Fortis Healthcare releases audited Q4 and FY18 results, evaluating binding bids

The audited results for the March quarter and FY 18 are in line with the unaudited numbers released on June 27. In its unaudited financial numbers, Fortis had reported widening of consolidated net loss to Rs 914.32 crore in Q4 FY18.

By PTI  
Saturday, July 7, 2018

Fortis Healthcare released the audited financial results for quarter ended March of the last fiscal and financial year 2017-18. There is no change in the audited results for the March quarter and FY 18 in comparison to the unaudited numbers released on June 27. In its unaudited financial numbers, the embattled healthcare firm had reported widening of consolidated net loss to Rs 914.32 crore for the March quarter of FY18, hit by continuing business challenges, provisions and impairments. It had posted a net loss of Rs 37.52 crore in the year-ago period.

"The audited financial statements have been released on the completion of the additional review of certain internal processes which were being undertaken at the request of the Board of Directors", Fortis said in a filing to BSE.

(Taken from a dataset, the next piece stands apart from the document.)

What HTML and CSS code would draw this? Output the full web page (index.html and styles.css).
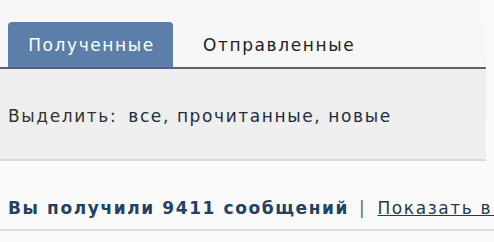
FILE: index.html
```html
<!DOCTYPE html>
<html lang="ru">
<head>
<meta charset="utf-8">
<link rel="stylesheet" href="styles.css">
</head>
<body>
<div class="page">
  <div class="tabs">
    <div class="tab active">Полученные</div>
    <div class="tab">Отправленные</div>
  </div>
  <div class="filter">
    <span class="label">Выделить:</span>
    <span class="links">все, прочитанные, новые</span>
  </div>
  <div class="summary">
    <span class="count">Вы получили 9411 сообщений</span>
    <span class="sep">|</span>
    <span class="show">Показать в виде диалогов</span>
  </div>
</div>
</body>
</html>
```
FILE: styles.css
```css
html, body {
  margin: 0;
  padding: 0;
  background: #fafafa;
  overflow: hidden;
}
body {
  font-family: "DejaVu Sans", Verdana, sans-serif;
  font-size: 17px;
  letter-spacing: 1.6px;
  width: 494px;
  height: 242px;
}
.page {
  width: 486px;
  padding-top: 22px;
  background: linear-gradient(#f8f8f8, #f6f6f6);
}
.tabs {
  display: flex;
  align-items: flex-end;
  height: 45px;
  border-bottom: 2px solid #5a626d;
  padding-left: 8px;
}
.tab {
  height: 45px;
  display: flex;
  align-items: center;
  padding: 0 30px;
  color: #222;
  white-space: nowrap;
}
.tab.active {
  width: 165px;
  box-sizing: border-box;
  justify-content: center;
  padding: 0 0 0 2px;
  background: #5b7fa8;
  color: #fff;
  border-radius: 4px 4px 0 0;
}
.filter {
  height: 92px;
  background: linear-gradient(#eeeeee, #efefef);
  border-bottom: 2px solid #dadada;
  display: flex;
  align-items: center;
  padding-left: 8px;
  white-space: nowrap;
  color: #333;
  box-sizing: border-box;
  padding-top: 4px;
}
.links {
  margin-left: 11px;
  color: #1e2d3d;
}
.summary {
  height: 70px;
  border-bottom: 2px solid #dedede;
  background: #fafafa;
  display: flex;
  align-items: center;
  padding-left: 8px;
  padding-top: 26px;
  box-sizing: border-box;
  white-space: nowrap;
  width: 494px;
  overflow: hidden;
}
.count {
  font-weight: bold;
  color: #24415f;
}
.sep {
  color: #666;
  margin: 0 11px 0 10px;
}
.show {
  color: #253a50;
  text-decoration: underline;
}
```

As expected, there has been no change in the figures reported in the audited financial statements compared to the unaudited results announced on June 27, it added.

"With the release of the audited financial statements, we have addressed an important objective that we had set for ourselves, as a reconstituted board comprising independent directors, in the backdrop of recent developments," Fortis Healthcare Board of Directors Chairman Ravi Rajagopal said.

Our focus in the future will be on strengthening governance and transparency and restoring the health of the business, he added.

"We are also in the process of evaluating the bids received on July 3, 2018 and will present our recommendation to the shareholders in the coming days," he said.

Consolidated income from operations stood at Rs 1,086.38 crore for the reported quarter. It was Rs 1,123.43 crore for the same period a year ago, Fortis had said. For entire 2017-18, the company posted a net loss of Rs 934.42 crore. It reported a profit of Rs 479.29 crore in 2016-17, it added. Consolidated income from operations stood at Rs 4,560.81 crore during 2017-18 as compared to Rs 4,573.71 crore in the preceding year.

Fortis is also evaluating the binding bids it has has received for the healthcare business. Two fresh binding bids, from Malaysia's IHH Healthcare and Manipal-TPG combine, were submitted on July 3. Two suitors, KKR-backed Radiant Life Care and Munjal-Burman combine, have backed out from the race for the cash-strapped healthcare chain. The Fortis board has decided to appoint an Expert Advisory Committee (EAC) and an additional financial advisor to evaluate all binding bids, the company said in a regulatory filing.

'Fortis Board unbale to determine whether fraud has happened'

Meanwhile, independent auditor of the Fortis Healthcare, Deloitte Haskins & Sells LLP today said the Board of Fortis Healthcare are unable at present to determine whether a fraud has occurred on the company.

"At this juncture the Board of Directors of the company are unable to make a determination on whether a fraud has occurred on the company in respect of the matters covered in the investigation by the external legal firm...," the auditor said in its report.

This is considering the limitations on the information available to the external legal firm and their qualifications and disclaimers as described in the investigation report, it added.

Fortis Healthcare had earlier said that markets regulator Sebi has ordered a forensic audit in the matter of the company, which has admitted to systemic lapses in giving Rs 494.14 crore loans to firms controlled by erstwhile promoters -- Malvinder and Shivinder Singh.

The company, on June 27, had said that it had initiated legal action to recover the inter-corporate deposits (ICDs) given to the three firms after an external investigation found "systemic lapses and override of controls" in the loan given.

The loans were given without Board approval and enough collaterals, it had said.